Sections Supplements

The Gift of Gaffe — Presents That Just Didn’t Work

It’s the last workday before Christmas, and there’s a gilt-wrapped package on your desk from a co-worker.

What could it be? Personalized golf balls? A handy letter-opener? The latest best-selling title atamazon.com?

The anticipation can fill many an employee with glee — but others with dread. Gift giving at the office can be a tricky task, and sometimes, a well-intentioned present can backfire.

A few Western Mass. professionals answered the call (anonymously) from BusinessWest to ’fess up about the best and worst holiday gifts they’ve received, and their stories offer some insight into what to give and what to shelve.

For one bank vice president, his favorite gift was also his most lamented.
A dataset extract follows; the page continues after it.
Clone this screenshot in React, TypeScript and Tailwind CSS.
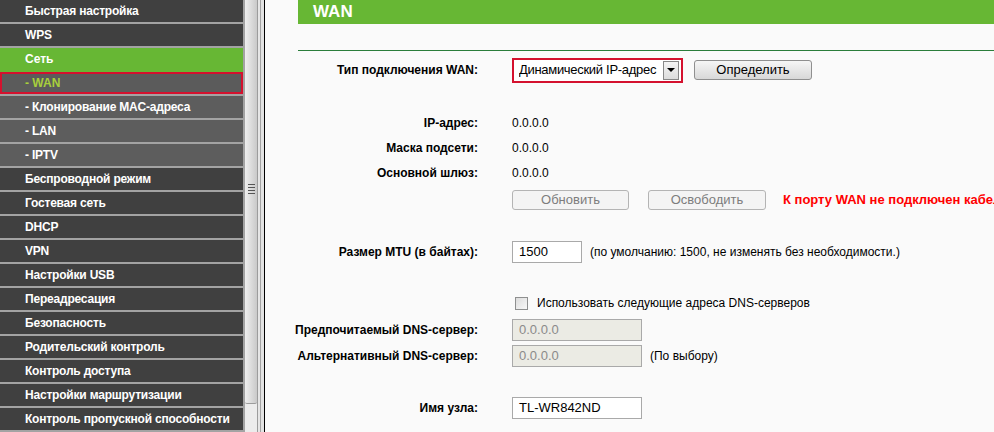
import React from 'react';

type Kind = 'main' | 'open' | 'current' | 'sub';

const menu: { label: string; kind: Kind }[] = [
  { label: 'Быстрая настройка', kind: 'main' },
  { label: 'WPS', kind: 'main' },
  { label: 'Сеть', kind: 'open' },
  { label: '- WAN', kind: 'current' },
  { label: '- Клонирование MAC-адреса', kind: 'sub' },
  { label: '- LAN', kind: 'sub' },
  { label: '- IPTV', kind: 'sub' },
  { label: 'Беспроводной режим', kind: 'main' },
  { label: 'Гостевая сеть', kind: 'main' },
  { label: 'DHCP', kind: 'main' },
  { label: 'VPN', kind: 'main' },
  { label: 'Настройки USB', kind: 'main' },
  { label: 'Переадресация', kind: 'main' },
  { label: 'Безопасность', kind: 'main' },
  { label: 'Родительский контроль', kind: 'main' },
  { label: 'Контроль доступа', kind: 'main' },
  { label: 'Настройки маршрутизации', kind: 'main' },
  { label: 'Контроль пропускной способности', kind: 'main' },
];

const MenuItem = ({ label, kind }: { label: string; kind: Kind }) => {
  if (kind === 'open') {
    return (
      <div className="h-[24px] bg-[#67b734] pl-[25px] text-[12px] font-bold leading-[22px] text-white">{label}</div>
    );
  }
  if (kind === 'current') {
    return (
      <div className="h-[24px] border-b-2 border-[#a3a3a3]">
        <div className="h-[22px] border-2 border-[#d4112e] bg-[#5b5b5b] pl-[23px] text-[12px] font-bold leading-[18px] text-[#a8cf3c]">
          {label}
        </div>
      </div>
    );
  }
  return (
    <div
      className={
        'h-[24px] border-b-2 border-[#a3a3a3] pl-[25px] text-[12px] font-bold leading-[22px] tracking-[-0.2px] text-white ' +
        (kind === 'sub' ? 'bg-[#5d5d5d]' : 'bg-[#404040]')
      }
    >
      {label}
    </div>
  );
};

const Scrollbar = () => (
  <div className="flex h-full w-[22px] shrink-0">
    <div className="w-[2px] bg-[#a3a3a3]" />
    <div className="flex w-[12px] flex-col bg-[#ececec]">
      <div className="relative h-[404px] rounded-b-[2px] border-b border-[#9c9c9c] bg-gradient-to-r from-[#efefef] via-[#dcdcdc] to-[#c9c9c9]">
        <div className="absolute left-[3px] top-[184px] flex w-[7px] flex-col gap-[2px]">
          <div className="h-px bg-[#555]" />
          <div className="h-px bg-[#555]" />
          <div className="h-px bg-[#555]" />
          <div className="h-px bg-[#555]" />
        </div>
      </div>
    </div>
    <div className="w-px bg-[#9c9c9c]" />
    <div className="w-[2px] bg-[#e6e6e6]" />
    <div className="w-px bg-[#a3a3a3]" />
    <div className="w-[3px] bg-[#e2e2e2]" />
    <div className="w-px bg-black" />
  </div>
);

const Row = ({ label, className = '', children }: { label?: string; className?: string; children?: React.ReactNode }) => (
  <div className={'flex items-center ' + className}>
    <div className="w-[213px] shrink-0 text-right text-[12px] font-bold text-black">{label}</div>
    <div className="flex items-center whitespace-nowrap pl-[34px]">{children}</div>
  </div>
);

const Btn = ({ children, disabled, w }: { children: React.ReactNode; disabled?: boolean; w: string }) => (
  <div
    className={
      'flex h-[20px] items-center justify-center rounded-[3px] border text-[13px] ' +
      w +
      (disabled
        ? ' border-[#b4b4b4] bg-[#f4f4f4] text-[#7d7d7d]'
        : ' border-[#8f8f8f] bg-gradient-to-b from-[#f6f6f6] to-[#d8d8d8] text-black')
    }
  >
    {children}
  </div>
);

const Field = ({ value, w, disabled }: { value: string; w: string; disabled?: boolean }) => (
  <div
    className={
      'flex h-[22px] items-center border border-[#a9a9a9] px-[6px] text-[13px] ' +
      w +
      (disabled ? ' bg-[#ebebe4] text-[#8a8a8a]' : ' bg-white text-black')
    }
  >
    {value}
  </div>
);

export default function App() {
  return (
    <div className="flex h-[432px] w-[994px] overflow-hidden font-['Liberation_Sans',Arial,sans-serif]">
      <div className="w-[243px] shrink-0 whitespace-nowrap">
        {menu.map((m) => (
          <MenuItem key={m.label} label={m.label} kind={m.kind} />
        ))}
      </div>
      <Scrollbar />

      <div className="min-w-0 flex-1 overflow-hidden bg-[#fafafa]">
        <div className="ml-[33px] h-[24px] bg-[#67b734] pl-[15px] text-[17px] font-bold leading-[24px] text-white">WAN</div>
        <div className="ml-[33px] mt-[26px] h-px bg-[#2b7d3b]" />

        <Row label="Тип подключения WAN:" className="mt-[7px] h-[24px]">
          <div className="flex h-[25px] w-[171px] items-center border-2 border-[#d4112e] bg-white pl-[5px] pr-[2px]">
            <span className="flex-1 overflow-hidden whitespace-nowrap text-[13px] tracking-[-0.3px] text-black">
              Динамический IP-адрес
            </span>
            <div className="ml-[3px] flex h-[19px] w-[16px] shrink-0 items-center justify-center border border-[#888] bg-gradient-to-b from-[#f4f4f4] to-[#dcdcdc]">
              <div className="h-0 w-0 border-x-[4px] border-t-[4px] border-x-transparent border-t-black" />
            </div>
          </div>
          <div className="ml-[11px]">
            <Btn w="w-[118px]">Определить</Btn>
          </div>
        </Row>

        <Row label="IP-адрес:" className="mt-[28px] h-[25px]">
          <span className="text-[12px] text-black">0.0.0.0</span>
        </Row>
        <Row label="Маска подсети:" className="h-[25px]">
          <span className="text-[12px] text-black">0.0.0.0</span>
        </Row>
        <Row label="Основной шлюз:" className="h-[25px]">
          <span className="text-[12px] text-black">0.0.0.0</span>
        </Row>
        <Row className="mt-[5px] h-[20px]">
          <Btn w="w-[117px]" disabled>
            Обновить
          </Btn>
          <div className="ml-[19px]">
            <Btn w="w-[118px]" disabled>
              Освободить
            </Btn>
          </div>
          <span className="ml-[17px] text-[13px] font-bold text-[#ff0000]">К порту WAN не подключен кабель!</span>
        </Row>

        <Row label="Размер MTU (в байтах):" className="mt-[31px] h-[22px]">
          <Field value="1500" w="w-[70px]" />
          <span className="ml-[8px] text-[12px] text-black">(по умолчанию: 1500, не изменять без необходимости.)</span>
        </Row>

        <Row className="mt-[30px] h-[20px]">
          <div className="ml-[3px] h-[13px] w-[13px] border border-[#8e8f8f] bg-gradient-to-br from-[#dcdcdc] to-[#f8f8f8]" />
          <span className="ml-[9px] text-[12px] text-black">Использовать следующие адреса DNS-серверов</span>
        </Row>
        <Row label="Предпочитаемый DNS-сервер:" className="mt-[6px] h-[22px]">
          <Field value="0.0.0.0" w="w-[130px]" disabled />
        </Row>
        <Row label="Альтернативный DNS-сервер:" className="mt-[4px] h-[22px]">
          <Field value="0.0.0.0" w="w-[130px]" disabled />
          <span className="ml-[8px] text-[12px] text-black">(По выбору)</span>
        </Row>

        <Row label="Имя узла:" className="mt-[30px] h-[22px]">
          <Field value="TL-WR842ND" w="w-[130px]" />
        </Row>
      </div>
    </div>
  );
}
A client presented him with a brand-new set of Callaway golf clubs as a special thank you for a year of good advice; however, the gesture was too extravagant for him to accept.

“They were even left-handed,” said the southpaw, “but as a gift that cost in the thousands, of course I couldn’t take them.”

The clubs did eventually find a good home, though, as a raffle prize raising funds for a local Boys and Girls Club. But the story calls attention to a common error in the arena of corporate gift-giving: before you reward a colleague for a job well-done, make sure your sentiments — and your spending — are in line with their company handbook.

That said, the pendulum shouldn’t swing too far in the other direction, from fabulous to free. A stylist in Hampden recalls a well-traveled client presenting her with a bag of used hotel samples of shampoo and conditioner. “We laughed for weeks over that one,” she said.

An account executive in Springfield said that after many years of graciously accepting the good, the bad, and the ugly, she’s drafted her own short-list of appropriate Yule-tidings.

“One of the worst gifts I received was a ‘boxed’ bread called Panettone,” she began. “It’s supposed to be an Italian treat, but upon taking it out of the packaging, it was dry and spongy and utterly gross. My husband and I played a really awesome game of catch.”

Instead of petrified pastries, she suggests small, crowd-pleasing items for coworkers, such as scratch tickets, movie passes, or gift cards, especially for coffee and gas.

“No plush items, they should only be given to children under the age of eight,” she said. “No items that play Christmas carols, and please, do not re-gift items! It’s so obvious!”

Instead of rewrapping, consider donating unwanted items to a local survival center, she said.

Finally, a business owner in Springfield bravely shared a tale that teaches us to reel in our holiday expectations in the workplace. Every job is different, as she found shortly after finishing college, and even a fruitcake isn’t mandatory.

“After working in restaurants for the many years it took me to complete my college education, I had my first office job working for a non-profit organization,” she recalled. “In restaurants, the holidays were a bountiful time. Not only did we get good food to eat and very generous tips from regular customers, we’d always get gifts of nice bottles of wine or other swag, plus at least a $100 bonus from the owners.

“At the holiday party at my new office job, I was absolutely astonished when our holiday cards were empty, except for a nice note from the executive director of the agency,” she continued. “Flabbergasted, I asked the accounting department if we should expect our bonuses in our paychecks that week. After all, in my conception of ‘office job,’ big Christmas bonuses were the norm. The accountant gently informed me that non-profits had to account for every dime of government funding and couldn’t just give money away. I turned about 12 shades of red and slunk back to my rickety metal desk.”